In the Tsimshianic languages the Kermode or Spirit Bear is known as moksgm’ol.
Kermode bears hold a prominent place in the oral traditions of the indigenous peoples of the area. There are various telling of how and why the bears became white but the story goes something like this: Raven, The Creator, wanted something to remind him of the Long White
Time, when the earth was covered in snow and ice. Raven chose Black Bear, the keeper of dreams and memory to help him. Black Bear was found, as he always is, as a constellation of the stars in the night sky. Black Bear agreed to let one out of every ten Black Bears turn white to remind Raven of the misery of the great ice age. In return Raven set aside a special area of the world for these bears – now known as the Great Bear Rainforest. It was a remote paradise where the bears were to live in peace forever.

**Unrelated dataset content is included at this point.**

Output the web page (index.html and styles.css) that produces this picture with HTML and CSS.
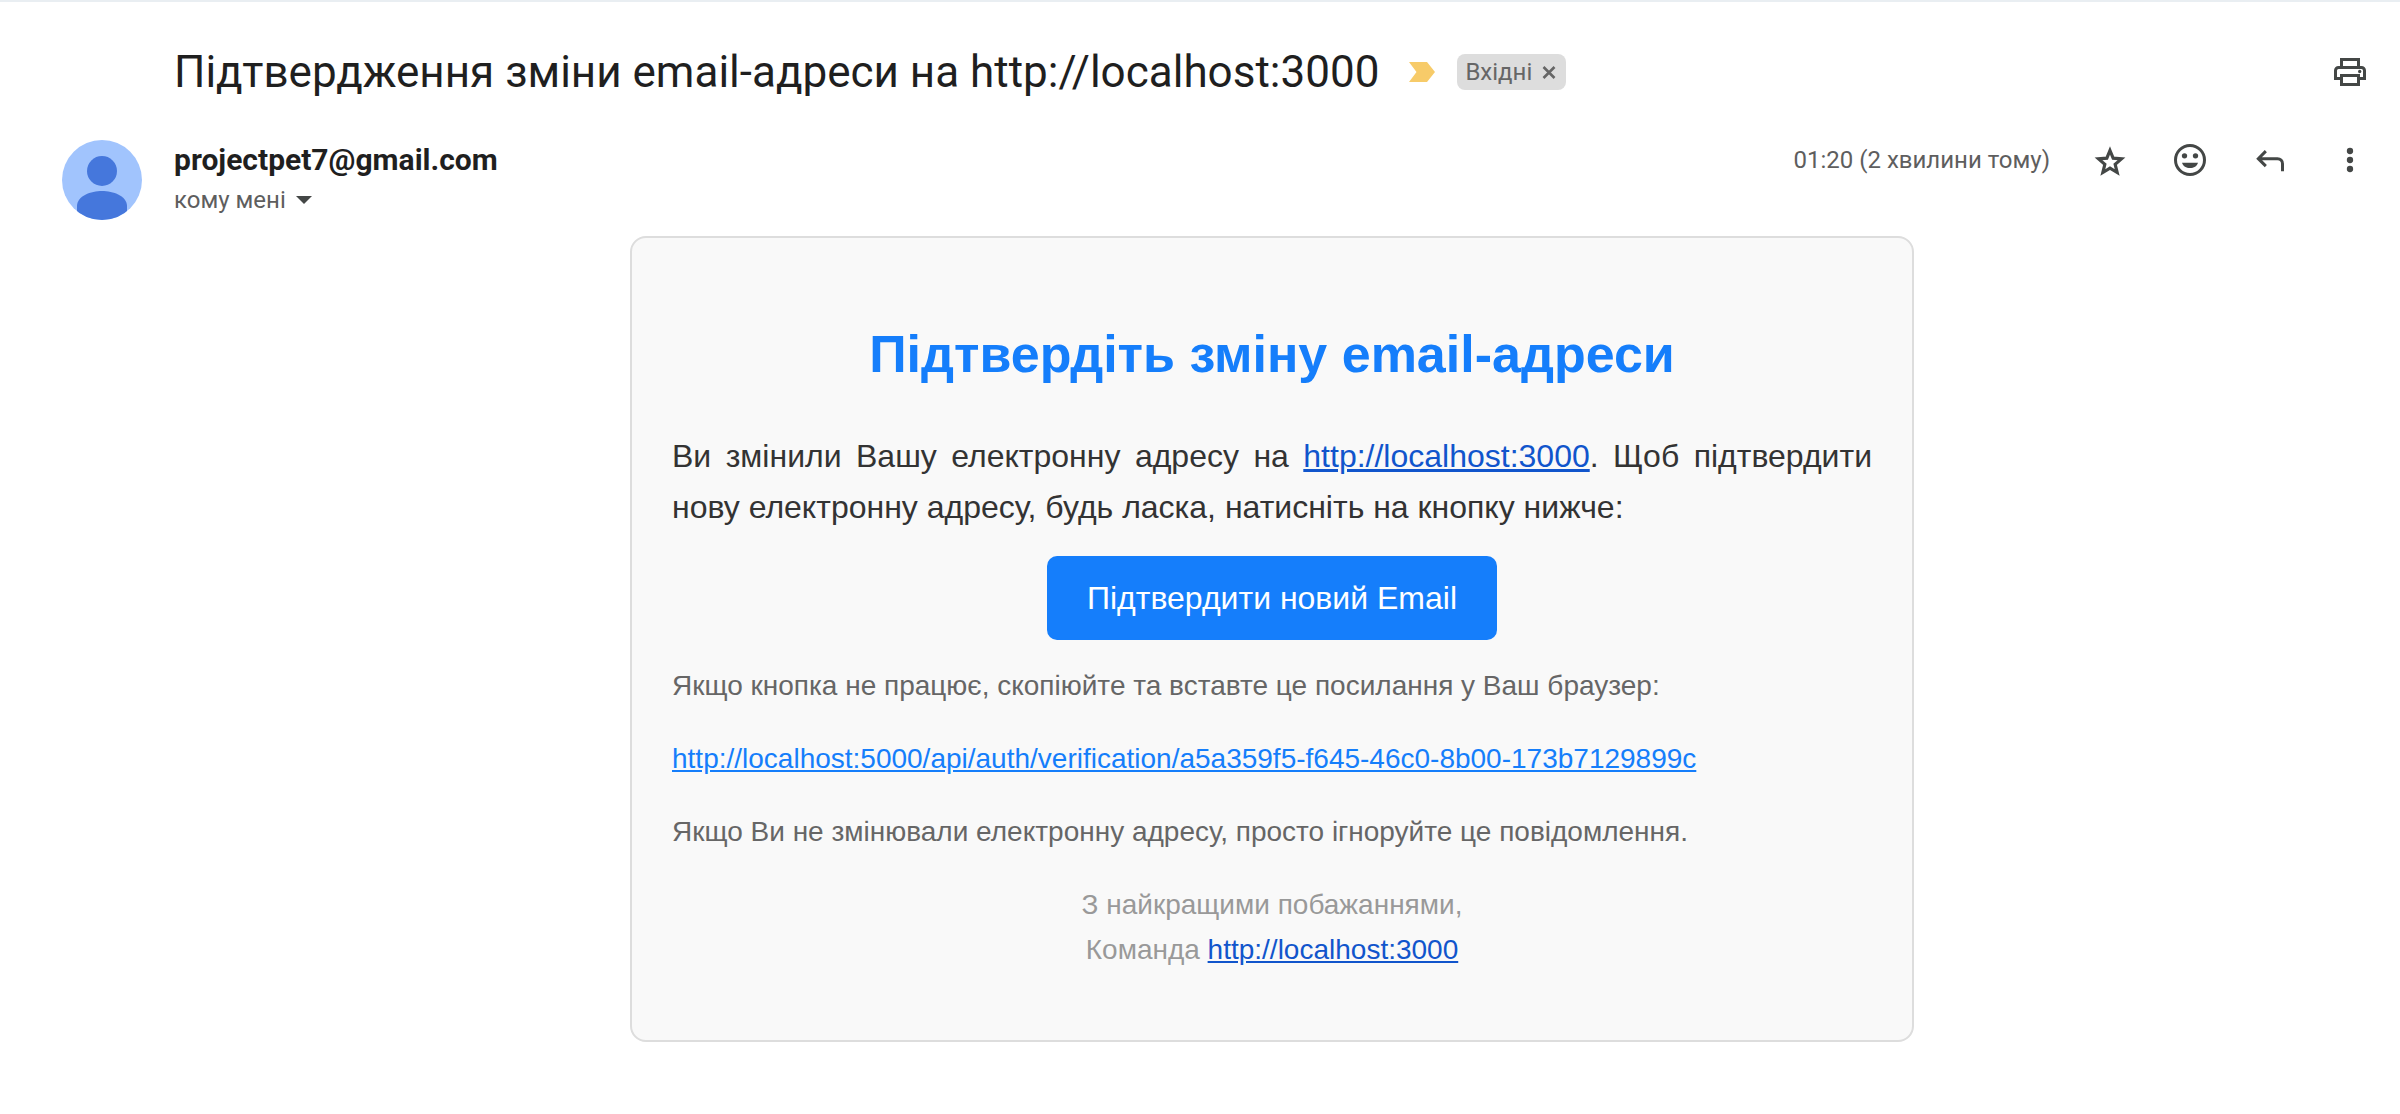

I wanted to thank my friend for her encouragement, Michelle Nieviadomy is an incredible woman with many accolades and well respected in all she does. She is speaks Cree, freely shares her heritage and knowledge only asking for respect and love from those, like me, who now call themselves Canadian. To express my gratitude and bring some awareness to the
roughly 60 distinct indigenous languages I decided I would name each of the Spirit Bear Moksgm’ol, paintings an indigenous word relating to the bear and the painting.
I have since developed the collection and have widened the focus to include other Canadian Wildlife. I wanted to capture many animals in the same way I had the bears and so all the paintings you see are painted in a reductive technique. All the paintings are not intended to be true representations of the animal. I prefer to feel the subject out, creating the animal from the
background. The organic nature of the background allows the colour of each creature to blend into and from the paint, making that animal part of the surroundings, a being that lives in harmony with the land. If only we could learn to do the same...
In 1987 when I was 8 years old, I created my very first paintings named “Pooh Bear on a train track with some honey by a window”. Since then, my art has developed through self-education, some formal education, and life experience. I like to take an idea, whether a moment of connection or a situation felt, and create a time and space around it on the canvas. The inspiration caused by seeing something evolve from nothing, and the effects that it can create, has spurred me on to developing my art.
In moments of inspiration, my best work is developed amidst the pounding beats and rhythms of music, or a movie playing repeatedly in the background. On occasion I have found myself painting in isolation on a mountaintop, while other times I paint in the midst of many others. I enjoy experimenting and getting my ideas out in a way that words may not do justice.
When I experience the world, I know in those moments that I am only experiencing a snapshot of reality. Because of the experience of both that which I can and cannot see, and because of the enormous scope of our world, my faith both informs and interprets my experience. When I consider that scope, I am filled with a deep, inner awe for life. I often find it hard to stop life and think about
it …my hope is that my art will help allow a space for this reflection.